Paolo Manasse, professore di Economia all’Università di Bologna, individua una “tendenza alla polarizzazione ideologica” in corso anche in Europa, ma conferma una tendenza di fondo: “Complici il sistema elettoral-istituzionale di molti paesi e i suoi risultati non sempre netti in un senso o nell’altro, in Europa le grandi coalizioni sono frequenti”. Teoricamente le stesse larghe intese vengono strette “per fronteggiare le politiche di rigore fiscale”, ma nella pratica i risultati sono tutt’altro che assicurati: “Analisi economica e buon senso suggeriscono che, fatta eccezione per i casi in cui si procede alla ricostruzione di un paese dopo una guerra o un altro evento traumatico, i governi di grande coalizione comportano un maggiore interventismo dello stato nell’economia e una lievitazione del debito pubblico relativamente più pronunciata”. Insomma, per farsi forti di fronte all’austerity concordata a livello europeo, i principali partiti si stringono assieme, dirigendo verso il centro, ma per paradosso raggiungono con maggiore difficoltà gli obiettivi di risanamento: “Sull’aumento generalizzato delle imposte i partiti possono trovare un accordo perché i costi politici delle tasse sono diffusi.
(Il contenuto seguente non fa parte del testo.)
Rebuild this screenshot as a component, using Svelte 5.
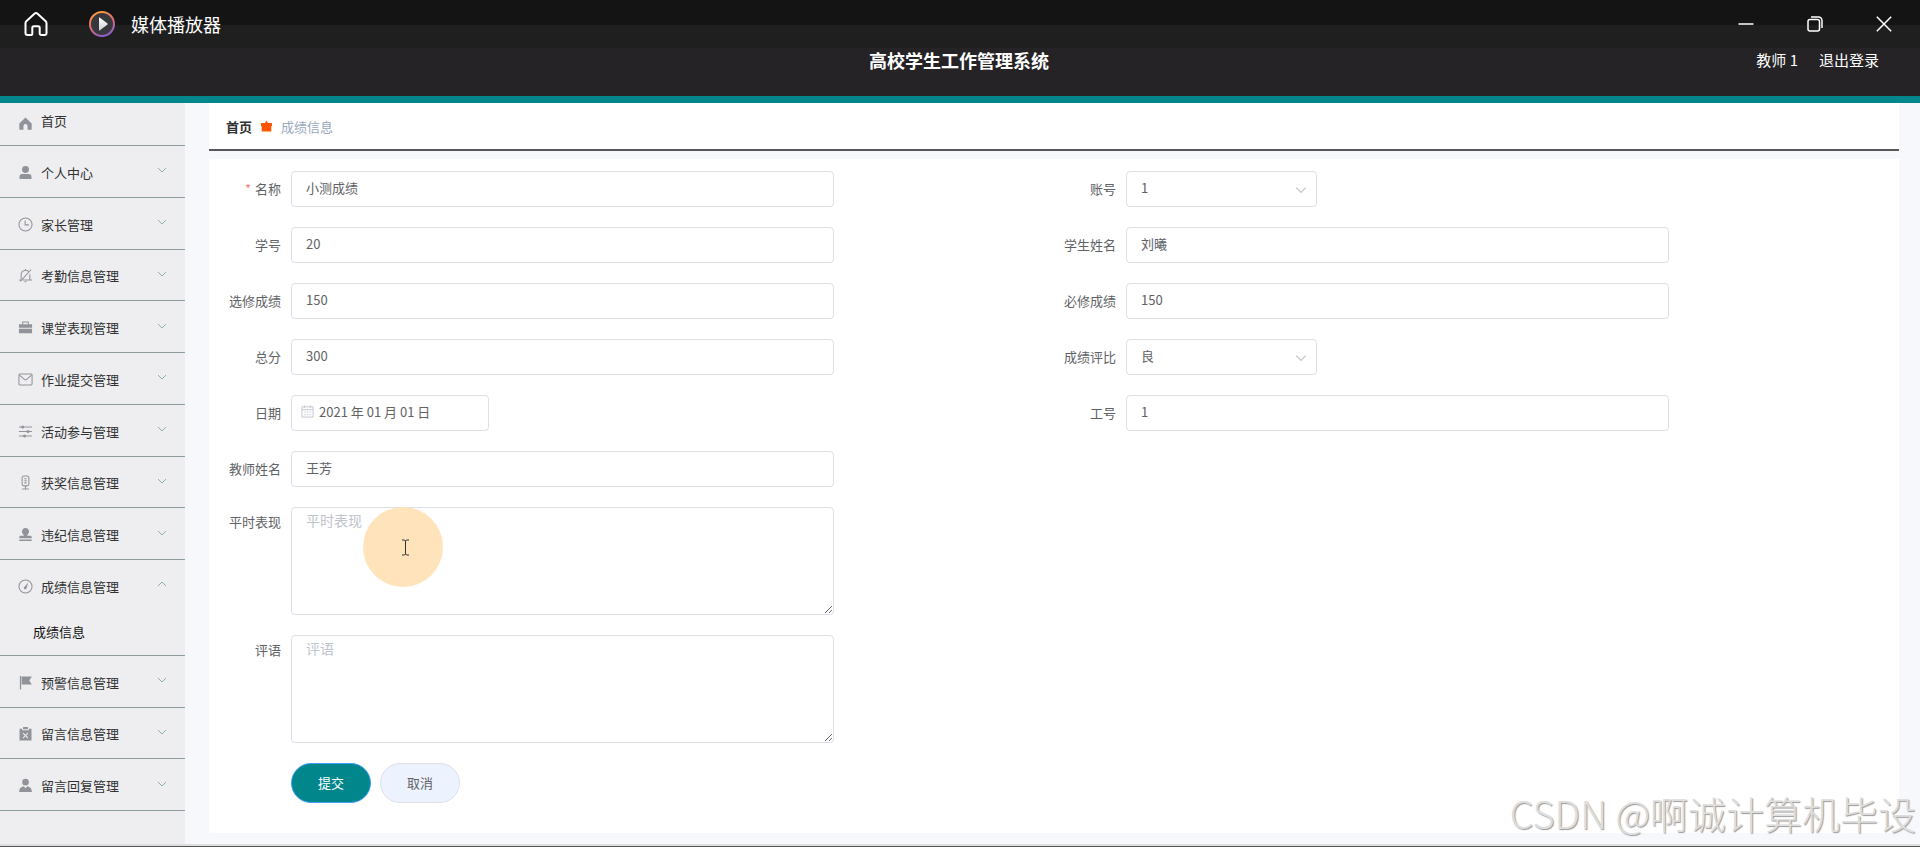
<script>
  const menu = [
    { text: '个人中心', icon: 'user' },
    { text: '家长管理', icon: 'clock' },
    { text: '考勤信息管理', icon: 'mute' },
    { text: '课堂表现管理', icon: 'case' },
    { text: '作业提交管理', icon: 'mail' },
    { text: '活动参与管理', icon: 'sliders' },
    { text: '获奖信息管理', icon: 'mic' },
    { text: '违纪信息管理', icon: 'stamp' },
    { text: '成绩信息管理', icon: 'compass', children: ['成绩信息'] },
    { text: '预警信息管理', icon: 'flag' },
    { text: '留言信息管理', icon: 'clipboard' },
    { text: '留言回复管理', icon: 'person' }
  ];

  const fields = [
    { id: 'name', label: '名称', value: '小测成绩', required: true },
    { id: 'account', label: '账号', value: '1', type: 'select' },
    { id: 'sno', label: '学号', value: '20' },
    { id: 'student', label: '学生姓名', value: '刘曦' },
    { id: 'elective', label: '选修成绩', value: '150' },
    { id: 'compulsory', label: '必修成绩', value: '150' },
    { id: 'total', label: '总分', value: '300' },
    { id: 'grade', label: '成绩评比', value: '良', type: 'select' },
    { id: 'date', label: '日期', value: '2021 年 01 月 01 日', type: 'date' },
    { id: 'jobno', label: '工号', value: '1' },
    { id: 'teacher', label: '教师姓名', value: '王芳', left: true },
    { id: 'usual', label: '平时表现', type: 'textarea', left: true, pointer: true },
    { id: 'comment', label: '评语', type: 'textarea', left: true }
  ];
</script>

{#snippet icon(name)}
  <svg class="icon" viewBox="0 0 16 16" aria-hidden="true">
    {#if name === 'home'}
      <path class="solid" d="M8 1.6 14.6 8v6.6h-4.4v-3.8a2.2 2.2 0 0 0-4.4 0v3.8H1.4V8z" />
    {:else if name === 'user'}
      <circle class="solid" cx="8" cy="4.8" r="3.7" />
      <path class="solid" d="M1.6 14.8v-2.2a3 3 0 0 1 3-3h6.8a3 3 0 0 1 3 3v2.2z" />
    {:else if name === 'clock'}
      <circle cx="8" cy="8" r="7" />
      <path d="M7.6 3.6v4.8h4" />
    {:else if name === 'mute'}
      <path d="M3.4 11.8V7a4.6 4.6 0 0 1 8.6-2.2M12.6 6.6v5.6M1.2 12.8h2.2M5.2 12.8h9.8M14 1.6 2.6 14.2M7 14.6h2M8 2.4V1" />
    {:else if name === 'case'}
      <path class="solid" d="M1 4.6h14v3.6H1zM1 9.2h14v5H1z" />
      <path d="M5 4.6V2.2h6v2.4" />
    {:else if name === 'mail'}
      <rect x="1" y="2.2" width="14" height="11.6" rx="1" />
      <path d="m1.6 3.4 5.2 4.4a1.8 1.8 0 0 0 2.4 0l5.2-4.4" />
    {:else if name === 'sliders'}
      <path d="M1 3.2h14M1 8h14M1 12.8h14" />
      <circle class="solid" cx="5" cy="3.2" r="1.6" />
      <circle class="solid" cx="10.6" cy="8" r="1.6" />
      <circle class="solid" cx="7" cy="12.8" r="1.6" />
    {:else if name === 'mic'}
      <rect x="4.4" y="1" width="7.2" height="10.6" rx="2" />
      <path d="M8 11.6V15M4.4 15h7.2M6.8 4h2.4M6.8 6.2h2.4M6.8 8.4h2.4" />
    {:else if name === 'stamp'}
      <path class="solid" d="M8 1a3.8 3.8 0 0 1 3.6 5C11 7.4 9.800 7.800 9.800 9.400h3.400a1.400 1.400 0 0 1 1.400 1.400V12H1.400v-1.200a1.400 1.400 0 0 1 1.400-1.400h3.400C6.200 7.800 5 7.400 4.400 6A3.800 3.800 0 0 1 8 1zM1.400 13.200h13.200v1.600H1.400z" />
    {:else if name === 'compass'}
      <circle cx="8" cy="8" r="7" />
      <path class="solid" d="M11 3.8 9.2 9.400a1.500 1.500 0 1 1-2.200-1.200z" />
    {:else if name === 'flag'}
      <path class="solid" d="M2 1h1.400v14.400H2zM4 1.600h10.800L12 5.800l2.800 4.200H4z" />
    {:else if name === 'clipboard'}
      <path class="solid" fill-rule="evenodd" d="M1.600 3h2.800v1.600h7.200V3h2.800v12.400H1.600zM5.400 1h5.200v2.400H5.400zM5.800 7.200 5 8l2.200 2.200L5 12.400l.8.8L8 11l2.200 2.200.8-.8-2.200-2.200L11 8l-.8-.8L8 9.400z" />
    {:else if name === 'person'}
      <circle class="solid" cx="8" cy="4.400" r="3.500" />
      <path class="solid" d="M1.200 14.800c0-3.400 1.800-5.400 4.800-6l2 2.200 2-2.200c3 .6 4.800 2.600 4.800 6z" />
    {/if}
  </svg>
{/snippet}

{#snippet chevron(up)}
  <svg class="chevron" class:up viewBox="0 0 10 10" aria-hidden="true"><path d="m1 3 4 4 4-4" /></svg>
{/snippet}

<div class="app">
  <div class="titlebar">
    <button class="home" aria-label="主页">
      <svg width="24" height="24" viewBox="0 0 24 24" aria-hidden="true">
        <path d="M10.700 1.600 2.300 9.200a2.400 2.400 0 0 0-.8 1.800v10a2 2 0 0 0 2 2h3.200a1.600 1.600 0 0 0 1.600-1.600v-5.600a1.600 1.600 0 0 1 1.600-1.600h4.200a1.600 1.600 0 0 1 1.600 1.600v5.600a1.600 1.600 0 0 0 1.600 1.600h3.200a2 2 0 0 0 2-2V11a2.400 2.400 0 0 0-.8-1.800l-8.400-7.600a2 2 0 0 0-2.600 0z" />
      </svg>
    </button>
    <svg class="player" viewBox="0 0 26 26" aria-hidden="true">
      <defs>
        <linearGradient id="ring" x1="0.300" y1="0" x2="0.700" y2="1">
          <stop offset="0" stop-color="#ff9a3c" />
          <stop offset="0.500" stop-color="#d8697c" />
          <stop offset="1" stop-color="#8a5fd0" />
        </linearGradient>
        <linearGradient id="tri" x1="0" y1="0" x2="0" y2="1">
          <stop offset="0" stop-color="#ffffff" />
          <stop offset="1" stop-color="#d0d0d0" />
        </linearGradient>
      </defs>
      <circle cx="13" cy="13" r="12" fill="#37383b" stroke="url(#ring)" stroke-width="2" />
      <path d="M10 7.200v11.600a.6.6 0 0 0 1 .5l7.500-5.700a.8.8 0 0 0 0-1.200L11 6.700a.6.6 0 0 0-1 .5z" fill="url(#tri)" />
    </svg>
    <span class="app-name">媒体播放器</span>
    <div class="window-buttons">
      <button aria-label="最小化"><svg viewBox="0 0 16 16"><path d="M.5 8h15" /></svg></button>
      <button aria-label="还原">
        <svg viewBox="0 0 16 16"><rect x="1" y="3.500" width="11.500" height="11.500" rx="2" /><path d="M4 1h7.500A3.500 3.500 0 0 1 15 4.500V12" /></svg>
      </button>
      <button aria-label="关闭"><svg viewBox="0 0 16 16"><path d="m.8.8 14.400 14.400M15.200.8.8 15.200" /></svg></button>
    </div>
  </div>

  <header>
    <h1>高校学生工作管理系统</h1>
    <div class="account">
      <span>教师 1</span>
      <a href="#logout">退出登录</a>
    </div>
  </header>

  <div class="body">
    <nav>
      <a class="row first" href="#home">{@render icon('home')}<span>首页</span></a>
      {#each menu as item}
        <button class="row" class:open={item.children}>
          {@render icon(item.icon)}<span>{item.text}</span>{@render chevron(!!item.children)}
        </button>
        {#each item.children ?? [] as child}
          <a class="sub" href="#scores">{child}</a>
        {/each}
      {/each}
    </nav>

    <main>
      <div class="breadcrumb">
        <a href="#home">首页</a>
        <svg viewBox="0 0 12 12" aria-hidden="true"><path d="M6 0 7.600 2.800H12v3.400h-.8V12H.8V6.200H0V2.800h4.400z" /></svg>
        <span>成绩信息</span>
      </div>

      <form onsubmit={(e) => e.preventDefault()}>
        {#each fields as f}
          <div class="field" class:left={f.left} class:tall={f.type === 'textarea'}>
            <label for={f.id}>{#if f.required}<i>*</i>{/if}{f.label}</label>
            {#if f.type === 'select'}
              <div class="control select">
                <select id={f.id}><option>{f.value}</option></select>
                {@render chevron(false)}
              </div>
            {:else if f.type === 'date'}
              <div class="control date">
                <svg class="calendar" viewBox="0 0 14 14" aria-hidden="true">
                  <path d="M1 2h12v11H1zM1 5h12M4 .5v2.500M10 .5v2.500M3.500 7.500h1.500M6.300 7.500h1.500M9 7.500h1.500M3.500 10.500h1.500M6.300 10.500h1.500M9 10.500h1.500" />
                </svg>
                <input id={f.id} value={f.value} />
              </div>
            {:else if f.type === 'textarea'}
              <div class="control">
                <textarea id={f.id} placeholder={f.label}></textarea>
                {#if f.pointer}
                  <div class="spot">
                    <svg viewBox="0 0 9 17" aria-hidden="true"><path d="M1 1h2.500l1 1 1-1H8M1 16h2.500l1-1 1 1H8M4.500 2v13" /></svg>
                  </div>
                {/if}
              </div>
            {:else}
              <div class="control"><input id={f.id} value={f.value} /></div>
            {/if}
          </div>
        {/each}
        <div class="actions">
          <button class="submit" type="submit">提交</button>
          <button type="button">取消</button>
        </div>
      </form>
    </main>
  </div>
  <div class="watermark">CSDN @啊诚计算机毕设</div>
</div>

<style>
  :global(body) {
    margin: 0;
  }
  .app, button, input, select, textarea {
    font-family: "Noto Sans CJK SC", "Noto Sans", sans-serif;
  }
  .app {
    position: relative;
    box-sizing: border-box;
    min-height: 100vh;
    display: flex;
    flex-direction: column;
    font-size: 13px;
    color: #606266;
    background: #f6f8fc;
    border-bottom: 1px solid #555;
  }
  .app * {
    box-sizing: border-box;
  }
  button {
    margin: 0;
    padding: 0;
    border: 0;
    background: none;
    color: inherit;
    font-size: 13px;
    cursor: pointer;
  }
  a {
    color: inherit;
    text-decoration: none;
  }
  svg {
    display: block;
    fill: none;
    stroke: currentColor;
  }

  .titlebar {
    display: flex;
    align-items: center;
    height: 48px;
    padding: 0 2px 0 24px;
    color: #fff;
    background: linear-gradient(#141414 25px, #1f1f1f 25px);
  }
  .home svg {
    stroke-width: 2;
  }
  .player {
    width: 26px;
    height: 26px;
    margin: 0 16px 0 41px;
    stroke: none;
  }
  .app-name {
    font-size: 18px;
  }
  .window-buttons {
    display: flex;
    margin-left: auto;
  }
  .window-buttons button {
    display: grid;
    place-items: center;
    width: 69px;
    height: 48px;
  }
  .window-buttons svg {
    width: 16px;
    height: 16px;
    stroke-width: 1.500;
  }

  header {
    display: grid;
    grid-template-columns: 1fr auto 1fr;
    align-items: center;
    padding: 0 41px 24px 39px;
    color: #fff;
    background: #252326;
    border-bottom: 7px solid #00868b;
    line-height: 24px;
  }
  h1 {
    grid-column: 2;
    margin: 0;
    font-size: 18px;
    font-weight: 700;
  }
  .account {
    display: flex;
    justify-content: flex-end;
    gap: 21px;
    font-size: 15px;
    line-height: 22px;
  }

  .body {
    flex: 1;
    display: flex;
    border-bottom: 2px solid #dedede;
  }
  nav {
    flex: none;
    display: flex;
    flex-direction: column;
    width: 185px;
    padding-bottom: 33px;
    background: #eeeef0;
    color: #303133;
  }
  .row {
    flex: 1;
    display: flex;
    align-items: center;
    gap: 8px;
    min-height: 40px;
    padding: 2px 18px 0;
    border-bottom: 1px solid #8d9c9c;
    text-align: left;
  }
  .row.first {
    flex: none;
    height: 43px;
    padding: 0 18px 2px;
  }
  .row.first span {
    padding-bottom: 6px;
  }
  .row.open {
    border-bottom: 0;
  }
  .row .chevron {
    margin: 0 0 4px auto;
    color: #8fb0ae;
  }
  .icon {
    flex: none;
    width: 15px;
    height: 15px;
    color: #909399;
    stroke-width: 1.100;
  }
  .icon .solid {
    fill: currentColor;
    stroke: none;
  }
  .chevron {
    width: 10px;
    height: 10px;
    stroke-width: 1;
  }
  .chevron.up {
    transform: rotate(180deg);
  }
  .sub {
    height: 45px;
    padding-left: 33px;
    border-bottom: 1px solid #8d9c9c;
    color: #111;
    line-height: 42px;
  }

  main {
    flex: 1;
    display: flex;
    flex-direction: column;
    gap: 8px;
    min-width: 0;
    padding: 0 21px 11px 24px;
  }
  .breadcrumb {
    display: flex;
    align-items: center;
    gap: 9px;
    height: 48px;
    padding-left: 17px;
    background: #fff;
    border-bottom: 2px solid #59575a;
    color: #97a8be;
  }
  .breadcrumb a {
    color: #303133;
    font-weight: 700;
  }
  .breadcrumb svg {
    width: 11px;
    height: 12px;
    fill: #ff5500;
    stroke: none;
  }

  form {
    flex: 1;
    display: grid;
    grid-template-columns: 1fr 1fr;
    align-content: start;
    row-gap: 20px;
    padding: 12px 10px 30px;
    background: #fff;
  }
  .field {
    display: flex;
    line-height: 35px;
  }
  .left, .actions {
    grid-column: 1;
  }
  .tall {
    line-height: 30px;
  }
  label {
    flex: none;
    width: 72px;
    padding-right: 10px;
    text-align: right;
    white-space: nowrap;
  }
  label i {
    margin-right: 4px;
    color: #f08080;
    font-style: normal;
  }
  .control {
    position: relative;
    width: 65%;
  }
  .control.select {
    width: 191px;
  }
  .control.date {
    width: 198px;
  }
  input, select, textarea {
    display: block;
    width: 100%;
    height: 36px;
    margin: 0;
    padding: 0 14px 3px;
    border: 1px solid #dcdfe6;
    border-radius: 4px;
    background: #fff;
    color: #606266;
    font-size: 13px;
    outline: 0;
    appearance: none;
  }
  .date input {
    padding-left: 27px;
  }
  textarea {
    height: 108px;
    padding: 2px 14px;
    line-height: 20px;
    font-size: 14px;
    resize: vertical;
  }
  textarea::placeholder {
    color: #c0c4cc;
  }
  .select .chevron {
    position: absolute;
    top: 13px;
    right: 10px;
    width: 12px;
    height: 12px;
    color: #c0c4cc;
    pointer-events: none;
  }
  .calendar {
    position: absolute;
    top: 10px;
    left: 10px;
    width: 13px;
    height: 13px;
    color: #c0c4cc;
  }
  .spot {
    position: absolute;
    top: 0;
    left: 72px;
    display: grid;
    place-items: center;
    width: 80px;
    height: 80px;
    padding-left: 4px;
    border-radius: 50%;
    background: #fee3bb;
    color: #333;
    pointer-events: none;
  }
  .spot svg {
    width: 9px;
    height: 17px;
  }
  .actions {
    display: flex;
    gap: 9px;
    padding-left: 72px;
  }
  .actions button {
    width: 80px;
    height: 40px;
    padding-bottom: 2px;
    border: 1px solid #dcdfe6;
    border-radius: 20px;
    background: #ecf3ff;
  }
  .actions .submit {
    border-color: #409eff;
    background: #00868b;
    color: #fff;
  }

  .watermark {
    position: absolute;
    right: 4px;
    bottom: 8px;
    color: #dedede;
    font-size: 38px;
    font-weight: 300;
    line-height: 50px;
    text-shadow: 1px 1px 1px #999;
    pointer-events: none;
  }
</style>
Gli esempi del governo Letta finora, e quello di Monti che pure era diverso e ha raggiunto dei risultati in una fase emergenziale, lo confermano per l’Italia. I tagli alla spesa pubblica colpiscono gruppi specifici, dalla sanità alla Pubblica amministrazione passando per gli imprenditori sussidiati, e quindi creano divergenze fra i partiti coalizzati cui questi gruppi sono più legati. Le riforme più importanti sul mercato del lavoro, quelle sul diritto di licenziare e soprattutto quelle che legano salario e produttività – dice Manasse – in Europa le hanno fatte governi con una maggioranza parlamentare e ideologicamente coesi, dalla Thatcher nel Regno Unito a Schröder in Germania”. Mettere da parte l’“intransigenza” a tutti i costi, insomma, può creare una “distorsione che magari riduce i disavanzi ma aumenta le tasse”. E allora l’appuntamento con i “ribelli con una causa”, come li chiama Tanenhaus negli Stati Uniti, potrebbe essere soltanto rinviato.